## SET PROBLEM
Below is a block of data; give all of it again word for word.

## GIVEN RECORDS
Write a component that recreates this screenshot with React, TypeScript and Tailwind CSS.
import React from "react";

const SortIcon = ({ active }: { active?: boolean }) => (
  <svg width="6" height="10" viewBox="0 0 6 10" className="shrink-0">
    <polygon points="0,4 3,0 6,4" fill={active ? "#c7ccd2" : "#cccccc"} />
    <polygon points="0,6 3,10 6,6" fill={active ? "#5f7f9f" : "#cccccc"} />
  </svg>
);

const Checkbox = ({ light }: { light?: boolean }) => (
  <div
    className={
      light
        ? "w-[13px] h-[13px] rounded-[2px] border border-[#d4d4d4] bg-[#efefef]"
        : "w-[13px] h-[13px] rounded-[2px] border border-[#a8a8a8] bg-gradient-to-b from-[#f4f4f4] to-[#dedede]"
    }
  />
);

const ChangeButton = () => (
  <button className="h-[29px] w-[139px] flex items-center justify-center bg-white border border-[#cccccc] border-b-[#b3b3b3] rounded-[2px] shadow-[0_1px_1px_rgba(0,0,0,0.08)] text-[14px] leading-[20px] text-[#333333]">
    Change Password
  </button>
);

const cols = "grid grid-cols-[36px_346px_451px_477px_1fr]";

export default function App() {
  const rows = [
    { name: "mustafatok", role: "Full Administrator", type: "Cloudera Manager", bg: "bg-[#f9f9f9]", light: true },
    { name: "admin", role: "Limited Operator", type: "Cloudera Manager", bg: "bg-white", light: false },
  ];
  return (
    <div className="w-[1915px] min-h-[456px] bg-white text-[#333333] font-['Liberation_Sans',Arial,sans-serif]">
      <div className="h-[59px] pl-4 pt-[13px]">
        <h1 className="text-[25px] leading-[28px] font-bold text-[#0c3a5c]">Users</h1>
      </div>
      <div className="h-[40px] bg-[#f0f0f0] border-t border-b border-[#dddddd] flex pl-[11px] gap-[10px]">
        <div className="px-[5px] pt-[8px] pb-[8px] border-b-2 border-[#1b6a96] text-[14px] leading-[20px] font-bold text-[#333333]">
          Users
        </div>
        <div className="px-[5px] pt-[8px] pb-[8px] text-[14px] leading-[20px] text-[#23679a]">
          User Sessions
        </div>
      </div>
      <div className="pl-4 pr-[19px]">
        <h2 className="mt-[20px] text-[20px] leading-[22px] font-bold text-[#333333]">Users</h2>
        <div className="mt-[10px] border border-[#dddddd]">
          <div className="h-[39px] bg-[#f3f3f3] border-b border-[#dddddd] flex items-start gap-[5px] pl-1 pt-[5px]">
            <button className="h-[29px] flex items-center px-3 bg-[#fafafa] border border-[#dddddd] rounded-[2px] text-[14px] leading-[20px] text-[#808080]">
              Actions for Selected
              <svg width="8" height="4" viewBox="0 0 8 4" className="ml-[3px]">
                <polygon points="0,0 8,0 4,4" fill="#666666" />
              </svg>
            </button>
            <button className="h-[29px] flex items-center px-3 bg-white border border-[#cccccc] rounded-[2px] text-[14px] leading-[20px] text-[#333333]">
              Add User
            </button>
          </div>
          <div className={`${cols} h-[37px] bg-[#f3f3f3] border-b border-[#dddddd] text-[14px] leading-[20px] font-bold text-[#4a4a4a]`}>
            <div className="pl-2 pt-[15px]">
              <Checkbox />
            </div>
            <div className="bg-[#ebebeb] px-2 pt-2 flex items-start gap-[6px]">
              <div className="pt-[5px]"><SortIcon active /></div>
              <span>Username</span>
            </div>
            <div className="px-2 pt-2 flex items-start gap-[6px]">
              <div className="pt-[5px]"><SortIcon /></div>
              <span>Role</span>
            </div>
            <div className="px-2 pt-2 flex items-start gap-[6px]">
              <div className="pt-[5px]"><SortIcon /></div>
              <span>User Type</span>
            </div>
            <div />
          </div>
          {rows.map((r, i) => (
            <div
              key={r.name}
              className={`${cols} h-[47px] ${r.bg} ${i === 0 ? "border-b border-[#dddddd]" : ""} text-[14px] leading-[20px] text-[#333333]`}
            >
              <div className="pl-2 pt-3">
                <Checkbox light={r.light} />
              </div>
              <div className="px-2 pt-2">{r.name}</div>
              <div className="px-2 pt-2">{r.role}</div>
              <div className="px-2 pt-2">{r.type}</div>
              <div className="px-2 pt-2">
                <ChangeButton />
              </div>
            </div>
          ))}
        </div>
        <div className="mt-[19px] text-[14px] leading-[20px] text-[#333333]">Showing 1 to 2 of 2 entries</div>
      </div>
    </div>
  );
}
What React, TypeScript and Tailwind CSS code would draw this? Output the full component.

## THE RESPONSE
Write a component that recreates this screenshot with React, TypeScript and Tailwind CSS.
import React from "react";

const SortIcon = ({ active }: { active?: boolean }) => (
  <svg width="6" height="10" viewBox="0 0 6 10" className="shrink-0">
    <polygon points="0,4 3,0 6,4" fill={active ? "#c7ccd2" : "#cccccc"} />
    <polygon points="0,6 3,10 6,6" fill={active ? "#5f7f9f" : "#cccccc"} />
  </svg>
);

const Checkbox = ({ light }: { light?: boolean }) => (
  <div
    className={
      light
        ? "w-[13px] h-[13px] rounded-[2px] border border-[#d4d4d4] bg-[#efefef]"
        : "w-[13px] h-[13px] rounded-[2px] border border-[#a8a8a8] bg-gradient-to-b from-[#f4f4f4] to-[#dedede]"
    }
  />
);

const ChangeButton = () => (
  <button className="h-[29px] w-[139px] flex items-center justify-center bg-white border border-[#cccccc] border-b-[#b3b3b3] rounded-[2px] shadow-[0_1px_1px_rgba(0,0,0,0.08)] text-[14px] leading-[20px] text-[#333333]">
    Change Password
  </button>
);

const cols = "grid grid-cols-[36px_346px_451px_477px_1fr]";

export default function App() {
  const rows = [
    { name: "mustafatok", role: "Full Administrator", type: "Cloudera Manager", bg: "bg-[#f9f9f9]", light: true },
    { name: "admin", role: "Limited Operator", type: "Cloudera Manager", bg: "bg-white", light: false },
  ];
  return (
    <div className="w-[1915px] min-h-[456px] bg-white text-[#333333] font-['Liberation_Sans',Arial,sans-serif]">
      <div className="h-[59px] pl-4 pt-[13px]">
        <h1 className="text-[25px] leading-[28px] font-bold text-[#0c3a5c]">Users</h1>
      </div>
      <div className="h-[40px] bg-[#f0f0f0] border-t border-b border-[#dddddd] flex pl-[11px] gap-[10px]">
        <div className="px-[5px] pt-[8px] pb-[8px] border-b-2 border-[#1b6a96] text-[14px] leading-[20px] font-bold text-[#333333]">
          Users
        </div>
        <div className="px-[5px] pt-[8px] pb-[8px] text-[14px] leading-[20px] text-[#23679a]">
          User Sessions
        </div>
      </div>
      <div className="pl-4 pr-[19px]">
        <h2 className="mt-[20px] text-[20px] leading-[22px] font-bold text-[#333333]">Users</h2>
        <div className="mt-[10px] border border-[#dddddd]">
          <div className="h-[39px] bg-[#f3f3f3] border-b border-[#dddddd] flex items-start gap-[5px] pl-1 pt-[5px]">
            <button className="h-[29px] flex items-center px-3 bg-[#fafafa] border border-[#dddddd] rounded-[2px] text-[14px] leading-[20px] text-[#808080]">
              Actions for Selected
              <svg width="8" height="4" viewBox="0 0 8 4" className="ml-[3px]">
                <polygon points="0,0 8,0 4,4" fill="#666666" />
              </svg>
            </button>
            <button className="h-[29px] flex items-center px-3 bg-white border border-[#cccccc] rounded-[2px] text-[14px] leading-[20px] text-[#333333]">
              Add User
            </button>
          </div>
          <div className={`${cols} h-[37px] bg-[#f3f3f3] border-b border-[#dddddd] text-[14px] leading-[20px] font-bold text-[#4a4a4a]`}>
            <div className="pl-2 pt-[15px]">
              <Checkbox />
            </div>
            <div className="bg-[#ebebeb] px-2 pt-2 flex items-start gap-[6px]">
              <div className="pt-[5px]"><SortIcon active /></div>
              <span>Username</span>
            </div>
            <div className="px-2 pt-2 flex items-start gap-[6px]">
              <div className="pt-[5px]"><SortIcon /></div>
              <span>Role</span>
            </div>
            <div className="px-2 pt-2 flex items-start gap-[6px]">
              <div className="pt-[5px]"><SortIcon /></div>
              <span>User Type</span>
            </div>
            <div />
          </div>
          {rows.map((r, i) => (
            <div
              key={r.name}
              className={`${cols} h-[47px] ${r.bg} ${i === 0 ? "border-b border-[#dddddd]" : ""} text-[14px] leading-[20px] text-[#333333]`}
            >
              <div className="pl-2 pt-3">
                <Checkbox light={r.light} />
              </div>
              <div className="px-2 pt-2">{r.name}</div>
              <div className="px-2 pt-2">{r.role}</div>
              <div className="px-2 pt-2">{r.type}</div>
              <div className="px-2 pt-2">
                <ChangeButton />
              </div>
            </div>
          ))}
        </div>
        <div className="mt-[19px] text-[14px] leading-[20px] text-[#333333]">Showing 1 to 2 of 2 entries</div>
      </div>
    </div>
  );
}
What React, TypeScript and Tailwind CSS code would draw this? Output the full component.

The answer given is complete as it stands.